DHHL leaders have accelerated the awarding of leases to beneficiaries in the past, but those programs were not entirely successful partly because those who received the leases were not financially prepared to build homes on their lots.
That will be different this time around, thanks to the tandem use of DHHL’s “undivided interest award” program and “Home Owners Assistance Program,” Kane said.
Ben Henderson, the deputy to Kane, said the undivided interest program provides lessees a lease interest in the Anahola project, but not a specific lot at this time.
“We will develop lots over the next few yeas, and as those lots are completed, you will have a chance to have your lease amended and have a completed lot,” Henderson told audience members.
The best part about participation in the first program is that people can prepare to “move onto the land,” he said.
The undivided interest is helpful in that it requires no financial prequalification of the DHHL beneficiaries, as no house or lot is being selected at the time, officials said.
DHHL officials have launched the HOAP program as a way to help those receiving lease awards the chance to prepare for loan qualifications.
That could take the form of getting rid of bad credit or better managing one’s finances, all of which can be accomplished through courses DHHL will be offering, officials said.
DHHL has accelerated the awarding of land leases in the past, but beneficiaries couldn’t build right away because there weren’t sufficient funds for infrastructure.
This time around “we have the money,” said one DHHL official.

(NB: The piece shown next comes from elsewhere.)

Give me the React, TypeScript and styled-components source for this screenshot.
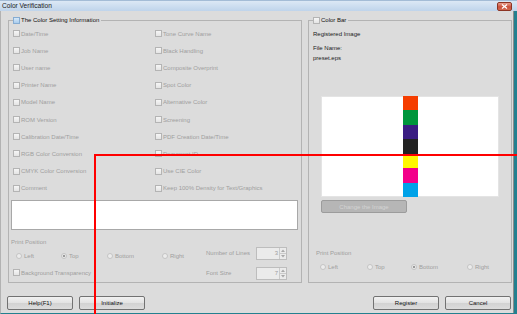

Kane credited Baptiste for expediting the project. “You guys hear bottlenecks about permitting,” Kane said. “This island, we don’t have that, because we have the support of the mayor.”
Also giving credit for supporting the latest DHHL project were Ron Agor, the Kaua’i representative of the Board of Land and Natural Resources, and Kaua’i County Councilwoman Shaylene Iseri-Carvalho. Both Agor and Iseri-Carvalho attended the meeting.
Also in attendance was Laurie Yoshida, Lingle’s liaison on Kauai’i.